How do you compare senior level engagement and policy vs. specific tactics to support collaboration lower down in industry and Defence organisations?

In the end, we do have to get tactical. You can be fine at the strategic level but where we actually come together is not at the CEO or Chief of the Air Force level. Organisations have to come together further down. You can have wonderful strategic visions, but we need the tactical side to be sorted as well for them to be enacted. Otherwise the middle level are stuck between understanding what we’re trying to do and a piece of paper right in front them that says that probity has to come into this. So it is very much a tactical, process-driven requirement that sits there as well as the policy.

Results from our recent survey suggest there’s potentially a challenge at the middle levels in adopting more collaborative behaviours – how do you see this?

I recognise that, from both industry and within Defence, but that’s where these changes have to come from and this is what CASG is very conscious of too. There are a lot of people who have been in an environment for decades that has been untrusting of industry. A lot of that was driven by the fact that we didn’t know what they required because there was no engagement until an RFP or something came on the street. So, it is changing, again through success, that working together does actually give you a greater product.

What role do you see R&D and innovation playing in this wider collaborative effort?

Industry has a responsibility to step up and show leadership, thought leadership, and demonstrate how we can be a fundamental input to capability here in Australia. We must ensure there’s an environment that promotes and actually effects the growth of our small to medium enterprises, encourages them to continue in their niche and compete in the global supply chain.

Our new STELaR Lab initiative is exciting for us because it is a pure research and development. It’ll be staffed by PhDs and post-PhDs. It is situated in Melbourne because of the high standard of research done by the University of Melbourne and supported by organisations like the Defence Science Institute. It’s a big jump by Lockheed Martin, it’s our first off-shore R&D lab but we saw the importance of industry stepping up to its responsibility as being part of a FIC.

Often related to R&D and also the acquisition phase of major programmes is the issue of intellectual property (IP) – what are your views on the tension between IP and capability development?

I think the C4000 warfare destroyer is a classic example. What we need the government to do is not direct how we work together but what outcome they’re looking for. And then they have to make some sophisticated decisions. They said, we’re going to have the Lockheed Martin Aegis system but we want Raytheon to be the programme director and we said no. We have got 40 years’ experience in Aegis and we will work with Raytheon, and that’s exactly the outcome, we’re doing that right now. Just because you want to balance contractual arrangements, we are not going to give our IP to a competitor. We need to understand the IP issue and be mature in the way we approach the protection of it – creating an environment where the protection of IP can be tested as opposed to it becoming a show-stopper.

How do you see leadership skills helping to foster a culture of innovation?

Leadership means that if you’re a good leader. Innovation by its very nature means that there will be more failures than successes.
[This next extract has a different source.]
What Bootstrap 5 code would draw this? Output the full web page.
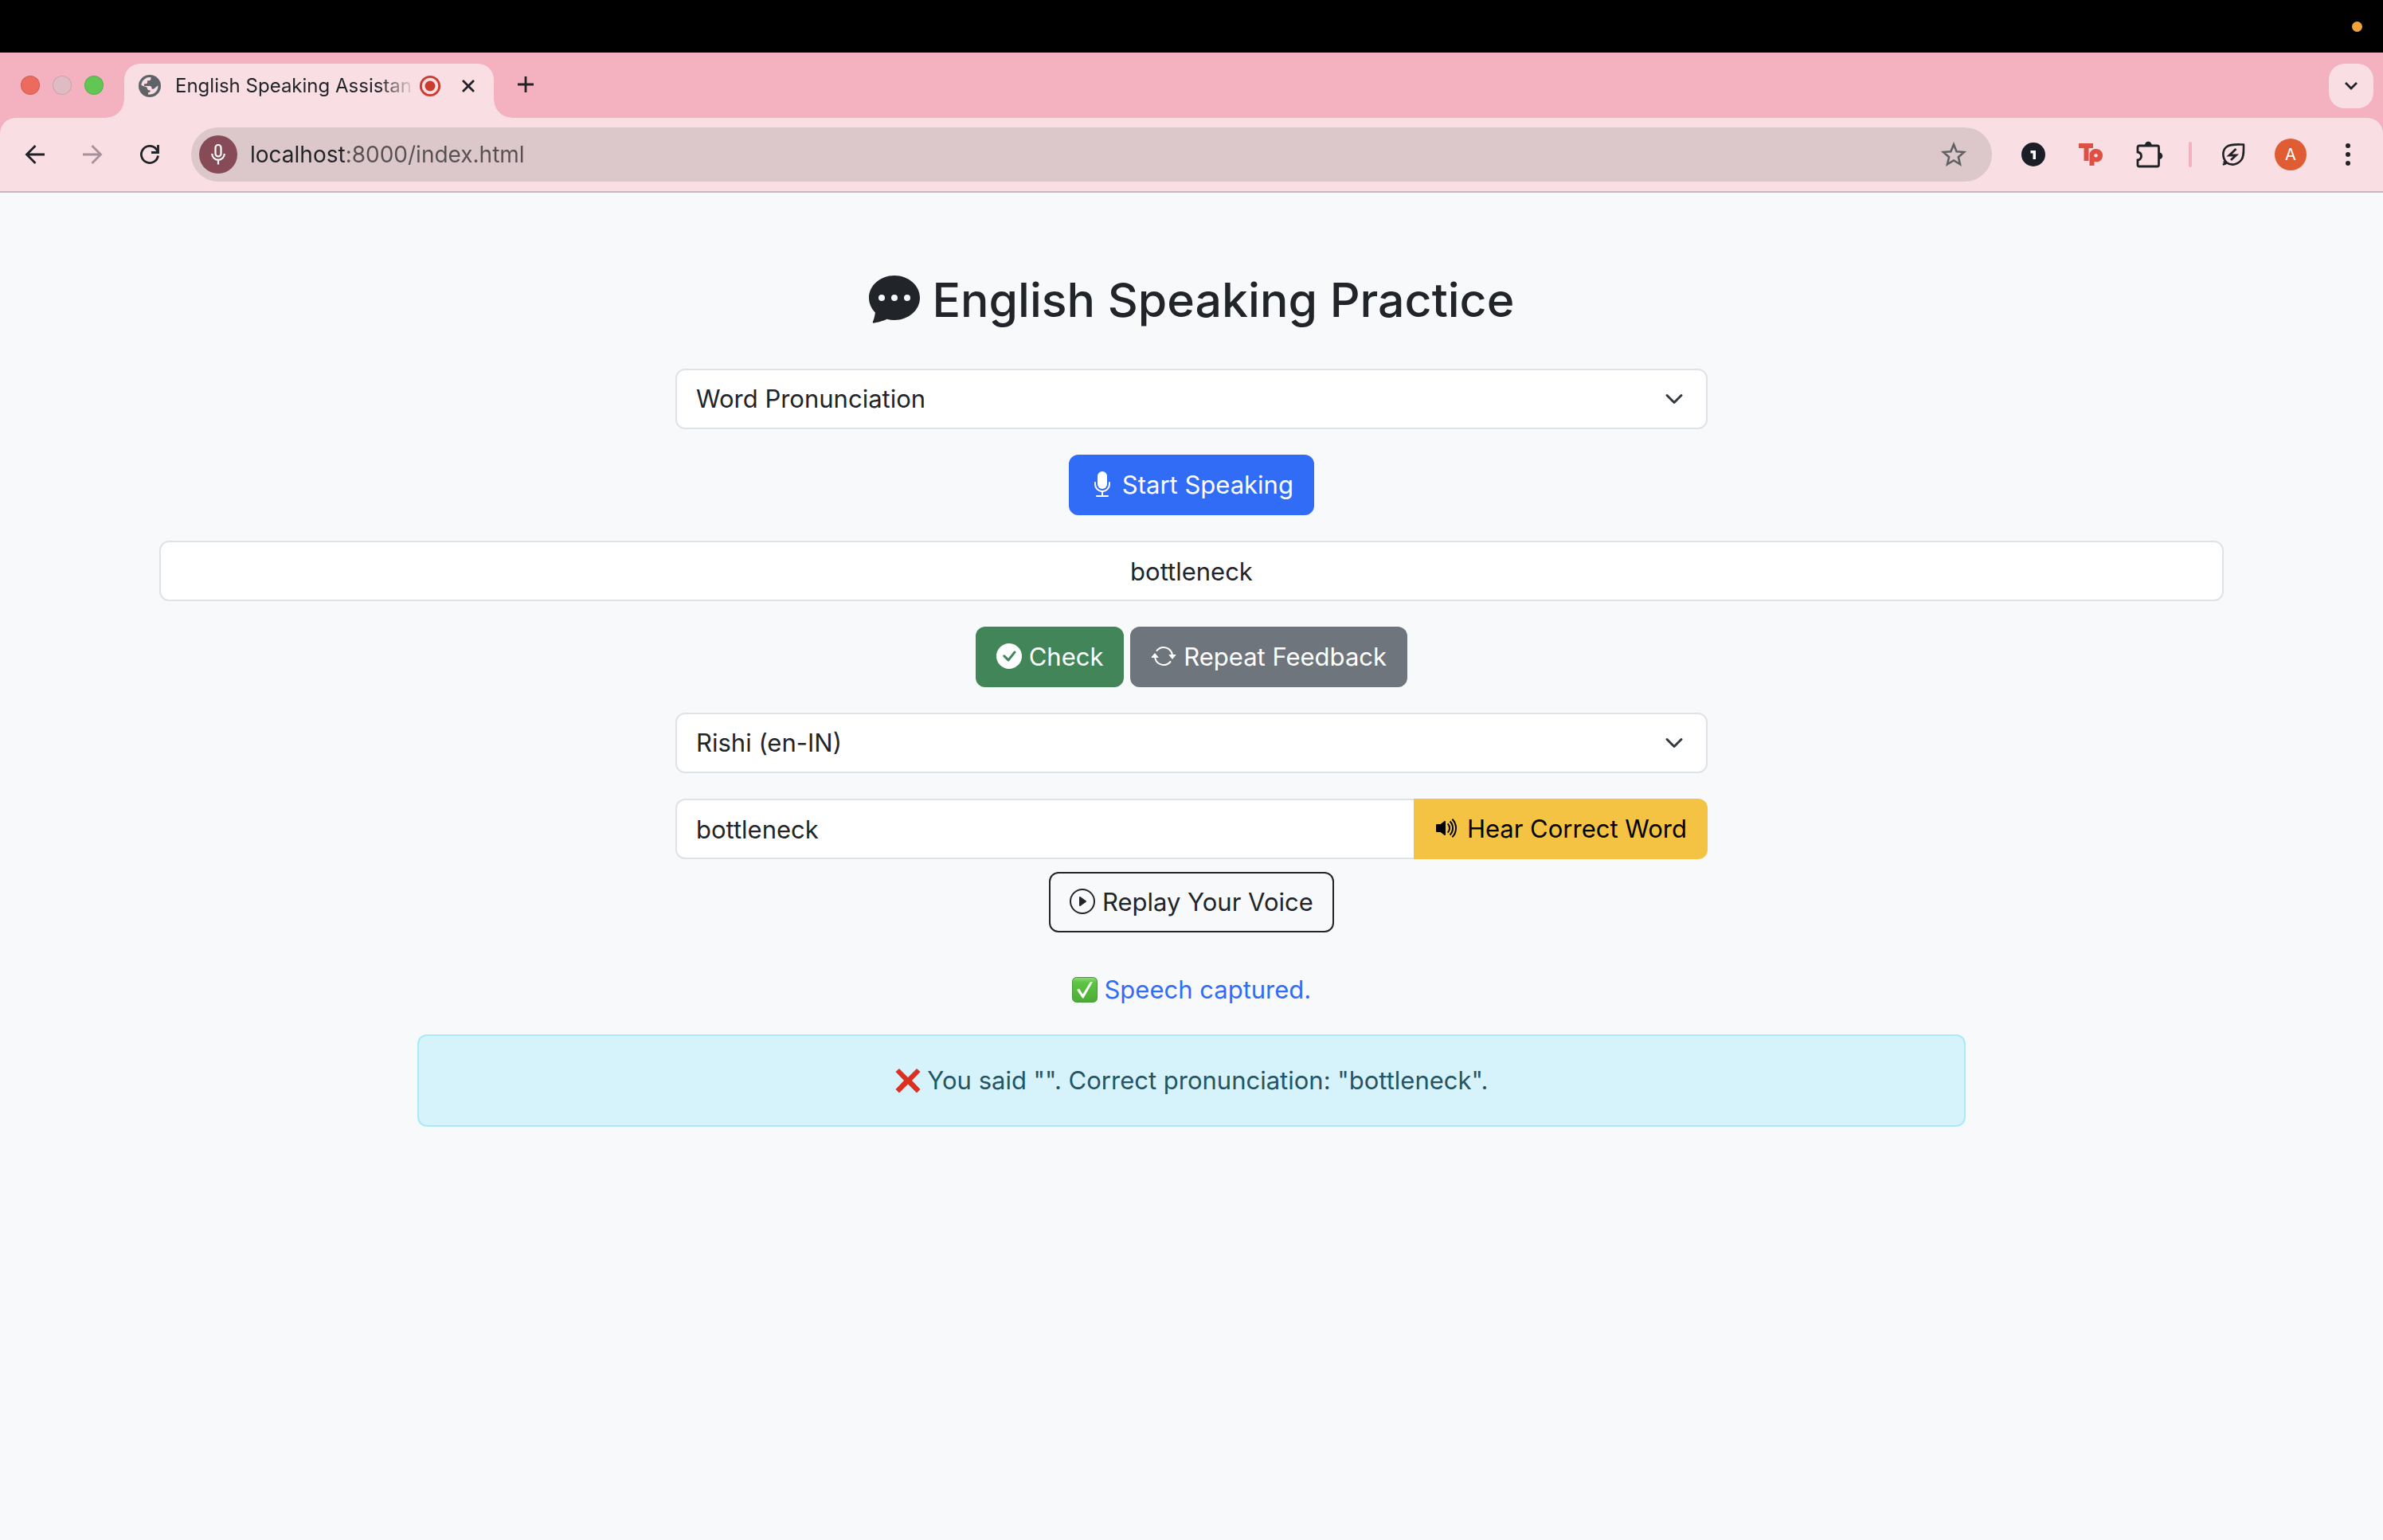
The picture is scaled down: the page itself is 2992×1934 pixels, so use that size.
<!DOCTYPE html>
<html lang="en">
<head>
<meta charset="utf-8">
<meta name="viewport" content="width=device-width, initial-scale=1">
<title>English Speaking Assistant</title>
<link href="https://cdn.jsdelivr.net/npm/bootstrap@5.3.0/dist/css/bootstrap.min.css" rel="stylesheet">
<style>
:root { font-size: 32px; --bs-border-width: 2px; --bs-border-radius: 12px; }
body { font-family: Inter, "Liberation Sans", sans-serif; background: #f8f9fb; color: #212529; font-size: 31px; line-height: 48px; min-height: 100vh; }
svg { display: block; flex: none; overflow: visible; }

/* system bar and browser chrome */
.menubar { height: 66px; background: #000; padding-right: 26px; }
.mic-dot { width: 13px; height: 13px; background: #f1a33c; }
.tabstrip { height: 82px; background: #f4b1bf; padding: 14px 12px 0 26px; }
.lights { gap: 16px; height: 54px; }
.lights span { width: 24px; height: 24px; border: 1px solid rgba(0,0,0,.12); }
.light-close { background: #ec6a5e; }
.light-min { background: #dfbcc4; }
.light-max { background: #62c655; }
.tab-now { position: relative; width: 464px; height: 68px; margin-left: 26px; padding: 0 24px 12px 18px; background: #f9dfe4; border-radius: 20px 20px 0 0; color: #1f2226; font-size: 24px; }
.tab-now::before, .tab-now::after { content: ""; position: absolute; bottom: 0; width: 22px; height: 22px; }
.tab-now::before { right: 100%; background: radial-gradient(circle at 0 0, #f4b1bf 21px, #f9dfe4 22px); }
.tab-now::after { left: 100%; background: radial-gradient(circle at 100% 0, #f4b1bf 21px, #f9dfe4 22px); }
.tab-name { margin: 0 8px 0 18px; -webkit-mask-image: linear-gradient(90deg, #000 86%, transparent 101%); mask-image: linear-gradient(90deg, #000 86%, transparent 101%); }
.tab-close { padding-left: 26px !important; }
.tab-add { height: 52px; margin-left: 30px; }
.bare { border: 0; background: none; padding: 0; color: #1f2226; display: flex; align-items: center; justify-content: center; }
.tab-menu { width: 56px; height: 56px; border-radius: 20px; background: #f9dfe4; }
.under { background: #f4b1bf; }
.toolbar { height: 94px; background: #f9dfe4; border-bottom: 2px solid #c9b4b9; border-radius: 20px 20px 0 0; padding: 0 40px 0 30px; }
.navs { gap: 44px; padding-right: 38px; }
.omnibox { height: 68px; border-radius: 34px; background: #dcc7ca; padding: 0 32px 0 10px; }
.mic-chip { width: 48px; height: 48px; background: #874b58; }
.address { border: 0; outline: 0; padding: 0; margin-left: 16px; min-width: 0; font-size: 28px; line-height: 48px; color: transparent; background: linear-gradient(90deg, #1f2226 122px, #575053 122px); -webkit-background-clip: text; background-clip: text; }
.extras { gap: 42px; margin-left: 37px; }
.extras-end { gap: 37px; margin-left: 32px; }
.sep { width: 4px; height: 32px; background: #f4b1bf; border-radius: 2px; }
.avatar { width: 40px; height: 40px; background: #e05d34; color: #fff; font-size: 20px; line-height: 40px; }
.dots { margin-left: 11px; }

/* practice page */
.practice { max-width: 2640px; padding: 96px 24px 0; }
.practice h2 { font-size: 59px; line-height: 77px; margin-bottom: 48px; }
.practice h2 .ico { width: 64px; height: 64px; vertical-align: -8px; }
.practice .form-select, .practice .form-control, .practice .btn { font-size: 31px; line-height: 48px; padding: 12px 24px; height: 76px; border-width: 2px; border-radius: 12px; }
.practice .form-select, .practice .form-control { border-color: #dfe2e7; color: #212529; }
.practice .form-select { background-size: 32px 24px; background-position: right 24px center; padding-right: 72px; }
.practice .input-group > .form-control { border-top-right-radius: 0; border-bottom-right-radius: 0; }
.practice .input-group > .btn { border-top-left-radius: 0; border-bottom-left-radius: 0; margin-left: -2px; }
.pair { gap: 8px; }
.ico { display: inline-block; fill: currentColor; vertical-align: -4px; }
.practice .btn .ico, .emo { width: 32px; height: 32px; }
.emo { display: inline-block; vertical-align: -5px; }
.btn-primary { --bs-btn-bg: #306cf5; --bs-btn-border-color: #306cf5; }
.btn-success { --bs-btn-bg: #428558; --bs-btn-border-color: #428558; }
.btn-secondary { --bs-btn-bg: #6f757d; --bs-btn-border-color: #6f757d; }
.btn-warning { --bs-btn-bg: #f5c344; --bs-btn-border-color: #f5c344; }
.status { color: #306cf5; }
.result { background: #d6f3fb; border: 2px solid #a9eaf6; color: #235564; padding: 32px; border-radius: 12px; }
</style>
</head>
<body>
<div class="menubar d-flex align-items-center justify-content-end"><span class="mic-dot rounded-circle"></span></div>

<header>
  <div class="tabstrip d-flex align-items-start">
    <div class="lights d-flex align-items-center">
      <span class="light-close rounded-circle"></span>
      <span class="light-min rounded-circle"></span>
      <span class="light-max rounded-circle"></span>
    </div>
    <div class="tab-now d-flex align-items-center">
      <svg width="28" height="28" viewBox="0 0 28 28"><circle cx="14" cy="14" r="14" fill="#5f6368"/><path fill="#f9dfe4" d="M15.500 3.200v1.600c0 1.500-1 2.400-2.500 2.400h-2v2.200c0 1.200-.8 1.800-2 1.800H7v2.900h7c1.500 0 2.500 1 2.500 2.500v1.200h1.300c2.700 0 3.200-2.600 6.700-4.300A10.900 10.900 0 0 1 12 24.700v-2.500c1.900 0 2.900-.9 2.900-2.700-3.400 0-4.200-1.300-4.200-3.700L3.300 13A10.900 10.900 0 0 1 15.500 3.200z"/></svg>
      <span class="tab-name flex-grow-1 text-nowrap">English Speaking Assistan</span>
      <svg width="28" height="28" viewBox="0 0 28 28"><circle cx="14" cy="14" r="11.700" fill="none" stroke="#c93c30" stroke-width="2.800"/><circle cx="14" cy="14" r="6.500" fill="#c93c30"/></svg>
      <button class="bare tab-close" aria-label="Close tab"><svg width="16" height="16" viewBox="0 0 16 16"><path d="M1 1l14 14M15 1L1 15" stroke="#1f2226" stroke-width="2.800"/></svg></button>
    </div>
    <button class="bare tab-add" aria-label="New tab"><svg width="20" height="20" viewBox="0 0 20 20"><path d="M10 0v20M0 10h20" stroke="#1f2226" stroke-width="2.800"/></svg></button>
    <button class="bare tab-menu ms-auto" aria-label="Search tabs"><svg width="16" height="10" viewBox="0 0 16 10"><path d="M1 1l7 7 7-7" fill="none" stroke="#1f2226" stroke-width="2.800"/></svg></button>
  </div>
  <div class="under">
  <div class="toolbar d-flex align-items-center">
    <div class="navs d-flex align-items-center">
      <button class="bare" aria-label="Back"><svg width="28" height="28" viewBox="0 0 28 28"><path d="M26 14H4M14.500 3L3.500 14l11 11" fill="none" stroke="#1f2226" stroke-width="2.800"/></svg></button>
      <button class="bare" aria-label="Forward"><svg width="28" height="28" viewBox="0 0 28 28"><path d="M2 14h22M13.500 3l11 11-11 11" fill="none" stroke="#a6929a" stroke-width="2.800"/></svg></button>
      <button class="bare" aria-label="Reload"><svg width="28" height="28" viewBox="0 0 28 28"><path d="M24.500 15.500A10.600 10.600 0 1 1 22 7l2 3" fill="none" stroke="#1f2226" stroke-width="2.800"/><path d="M24.500 2v9.500H16" fill="none" stroke="#1f2226" stroke-width="2.800"/></svg></button>
    </div>
    <div class="omnibox d-flex align-items-center flex-grow-1">
      <span class="mic-chip rounded-circle d-flex align-items-center justify-content-center"><svg width="18" height="26" viewBox="0 0 18 26"><rect x="5.500" y="1" width="7" height="14.500" rx="3.500" fill="none" stroke="#fff" stroke-width="2.200"/><path d="M1.200 12a7.800 7.800 0 0 0 15.600 0M9 20v5.500" fill="none" stroke="#fff" stroke-width="2.200"/></svg></span>
      <input class="address flex-grow-1" type="text" value="localhost:8000/index.html" aria-label="Address">
      <button class="bare" aria-label="Bookmark"><svg width="32" height="32" viewBox="0 0 32 32"><path d="M16 3.500l3.600 8.700 9.400.8-7.100 6.200 2.100 9.100-8-4.800-8 4.800 2.100-9.100L3 13l9.400-.8z" fill="none" stroke="#5f6264" stroke-width="2.600"/></svg></button>
    </div>
    <div class="extras d-flex align-items-center">
      <svg width="30" height="30" viewBox="0 0 30 30"><circle cx="15" cy="15" r="15" fill="#1b1e27"/><path d="M11.500 10h6.500v11h-3.500v-7.500h-3z" fill="#fff"/></svg>
      <svg width="30" height="30" viewBox="0 0 30 30"><g fill="#de4f44"><path d="M0 1h18v6h-5.500v16h-6V7H0z"/><path fill-rule="evenodd" d="M13.500 14.500C14.500 10.500 17.500 8 21.500 8 26.500 8 30 11.500 30 16s-3 8.500-7.500 8.500c-1 0-2-.2-3-.5v5h-6zM21.500 14a2.300 2.300 0 1 0 .1 0z"/></g></svg>
      <svg width="34" height="34" viewBox="0 0 34 34"><path d="M4 6h22.500a2 2 0 0 1 2 2v22a2 2 0 0 1-2 2H4a2 2 0 0 1-2-2v-6c6-1 6-9 0-10V8a2 2 0 0 1 2-2z" fill="none" stroke="#1f2226" stroke-width="2.800"/><path d="M11 5a4.300 4.300 0 0 1 8.600 0zM29 14.500a4.300 4.300 0 0 1 0 8.600z" fill="#1f2226"/></svg>
    </div>
    <div class="extras-end d-flex align-items-center">
      <span class="sep"></span>
      <svg width="30" height="30" viewBox="0 0 30 30"><path d="M6.500 25C1 19 1 10 6.500 5.500 12 1.500 20 2.500 28 2.500c0 8 .5 15.500-3 19.500-5 6-13 7.500-18.500 3zM6.500 25L2 28M3 23.500l3 4" fill="none" stroke="#1f2226" stroke-width="2.600" stroke-linejoin="round"/><path d="M18.500 8L10 16h8.500L12 22" fill="none" stroke="#1f2226" stroke-width="2.800"/></svg>
      <span class="avatar rounded-circle text-center">A</span>
      <button class="bare dots" aria-label="Menu"><svg width="8" height="30" viewBox="0 0 8 30" fill="#1f2226"><circle cx="4" cy="4" r="3"/><circle cx="4" cy="15" r="3"/><circle cx="4" cy="26" r="3"/></svg></button>
    </div>
  </div>
  </div>
</header>

<main class="container practice text-center">
  <h2><svg class="ico" viewBox="0 0 16 16"><path d="M16 8c0 3.866-3.582 7-8 7a9 9 0 0 1-2.347-.306c-.584.296-1.925.864-4.181 1.234-.2.032-.352-.176-.273-.362.354-.836.674-1.950.770-2.966C.744 11.370 0 9.760 0 8c0-3.866 3.582-7 8-7s8 3.134 8 7M5 8a1 1 0 1 0-2 0 1 1 0 0 0 2 0m4 0a1 1 0 1 0-2 0 1 1 0 0 0 2 0m3 1a1 1 0 1 0 0-2 1 1 0 0 0 0 2"/></svg> English Speaking Practice</h2>

  <select class="form-select w-50 mx-auto mb-3" aria-label="Practice mode"><option>Word Pronunciation</option></select>

  <div class="mb-3 d-flex justify-content-center">
    <button class="btn btn-primary"><svg class="ico" viewBox="0 0 16 16"><path d="M5 3a3 3 0 0 1 6 0v5a3 3 0 0 1-6 0z"/><path d="M3.500 6.500A.5.5 0 0 1 4 7v1a4 4 0 0 0 8 0V7a.5.5 0 0 1 1 0v1a5 5 0 0 1-4.500 4.975V15h3a.5.5 0 0 1 0 1h-7a.5.5 0 0 1 0-1h3v-2.025A5 5 0 0 1 3 8V7a.5.5 0 0 1 .5-.5"/></svg> Start Speaking</button>
  </div>

  <input class="form-control text-center mb-3" type="text" value="bottleneck" aria-label="Recognised speech">

  <div class="pair mb-3 d-flex justify-content-center">
    <button class="btn btn-success"><svg class="ico" viewBox="0 0 16 16"><path d="M16 8A8 8 0 1 1 0 8a8 8 0 0 1 16 0m-3.970-3.030a.75.75 0 0 0-1.080.022L7.477 9.417 5.384 7.323a.75.75 0 0 0-1.060 1.060L6.970 11.030a.75.75 0 0 0 1.079-.02l3.992-4.990a.75.75 0 0 0-.010-1.050z"/></svg> Check</button>
    <button class="btn btn-secondary"><svg class="ico" viewBox="0 0 16 16"><path d="M11.534 7h3.932a.25.25 0 0 1 .192.410l-1.966 2.360a.25.25 0 0 1-.384 0l-1.966-2.360a.25.25 0 0 1 .192-.410m-11 2h3.932a.25.25 0 0 0 .192-.410L2.692 6.230a.25.25 0 0 0-.384 0L.342 8.590A.25.25 0 0 0 .534 9"/><path d="M8 3c-1.552 0-2.940.707-3.857 1.818a.5.5 0 1 1-.771-.636A6.002 6.002 0 0 1 13.917 7H12.900A5 5 0 0 0 8 3M3.100 9a5.002 5.002 0 0 0 8.757 2.182.5.5 0 1 1 .771.636A6.002 6.002 0 0 1 2.083 9z"/></svg> Repeat Feedback</button>
  </div>

  <select class="form-select w-50 mx-auto mb-3" aria-label="Voice"><option>Rishi (en-IN)</option></select>

  <div class="input-group w-50 mx-auto">
    <input class="form-control" type="text" value="bottleneck" aria-label="Word to hear">
    <button class="btn btn-warning"><svg class="ico" viewBox="0 0 16 16"><path d="M11.536 14.010A8.470 8.470 0 0 0 14.026 8a8.470 8.470 0 0 0-2.490-6.010l-.708.707A7.480 7.480 0 0 1 13.025 8c0 2.071-.840 3.946-2.197 5.303z"/><path d="M10.121 12.596A6.480 6.480 0 0 0 12.025 8a6.480 6.480 0 0 0-1.904-4.596l-.707.707A5.480 5.480 0 0 1 11.025 8a5.480 5.480 0 0 1-1.610 3.890z"/><path d="M8.707 11.182A4.500 4.500 0 0 0 10.025 8a4.500 4.500 0 0 0-1.318-3.182L8 5.525A3.500 3.500 0 0 1 9.025 8 3.500 3.500 0 0 1 8 10.475zM6.717 3.550A.5.5 0 0 1 7 4v8a.5.5 0 0 1-.812.390L3.825 10.500H1.500A.5.5 0 0 1 1 10V6a.5.5 0 0 1 .5-.5h2.325l2.363-1.890a.5.5 0 0 1 .529-.060"/></svg> Hear Correct Word</button>
  </div>

  <div class="mt-2 d-flex justify-content-center">
    <button class="btn btn-outline-dark"><svg class="ico" viewBox="0 0 16 16"><path d="M8 15A7 7 0 1 1 8 1a7 7 0 0 1 0 14m0 1A8 8 0 1 0 8 0a8 8 0 0 0 0 16"/><path d="M6.271 5.055a.5.5 0 0 1 .520.038l3.500 2.500a.5.5 0 0 1 0 .814l-3.500 2.500A.5.5 0 0 1 6 10.500v-5a.5.5 0 0 1 .271-.445"/></svg> Replay Your Voice</button>
  </div>

  <p class="status mt-4 mb-3"><svg class="emo" viewBox="0 0 32 32"><defs><linearGradient id="g" x2="0" y2="1"><stop offset="0" stop-color="#8fdc78"/><stop offset=".2" stop-color="#5cc544"/><stop offset="1" stop-color="#4dab34"/></linearGradient></defs><rect x=".5" y=".5" width="31" height="31" rx="5" fill="url(#g)" stroke="#46973a"/><path d="M6 16l3-1.500 4.500 7L23 6h3L14.500 26.500H13z" fill="#fff"/></svg> Speech captured.</p>

  <div class="result w-75 mx-auto"><svg class="emo" viewBox="0 0 32 32"><path d="M5 1l11 11L27 1l4.500 4L21 16l10.500 11L27 31.500 16 20.500 5 31.500.500 27 11 16 .500 5z" fill="#dc3022"/></svg> You said "". Correct pronunciation: "bottleneck".</div>
</main>
<script src="https://cdn.jsdelivr.net/npm/bootstrap@5.3.0/dist/js/bootstrap.bundle.min.js"></script>
</body>
</html>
So a strong leader has to be able to accept failure and you let your team understand that failure is not terminal. You’ve got to create an environment that allows people to try things and if they don’t work, come back, revisit, and try again till success. Now that’s easy to say. Sometimes in an environment when money’s involved it’s a tough game.

What do you think would be the next pressing priority when it comes to changing the culture of collaboration in the defence sector?

Two words: trust and examples. We need to shift the culture so that there is trust with industry being involved and we need to start looking for those early examples that demonstrate success. This is going to be hard but we do need some early and major successes that I can take back to my bosses in the United States. More importantly to my middle management, that leadership can drive cultural shift inside CASG, and the service chiefs can drive change back down their service lines. We need everyone saying ‘this is an example of exactly why we have industry as a FIC and this is an example of why we are looking to change the culture to the advantage of the war fighter.’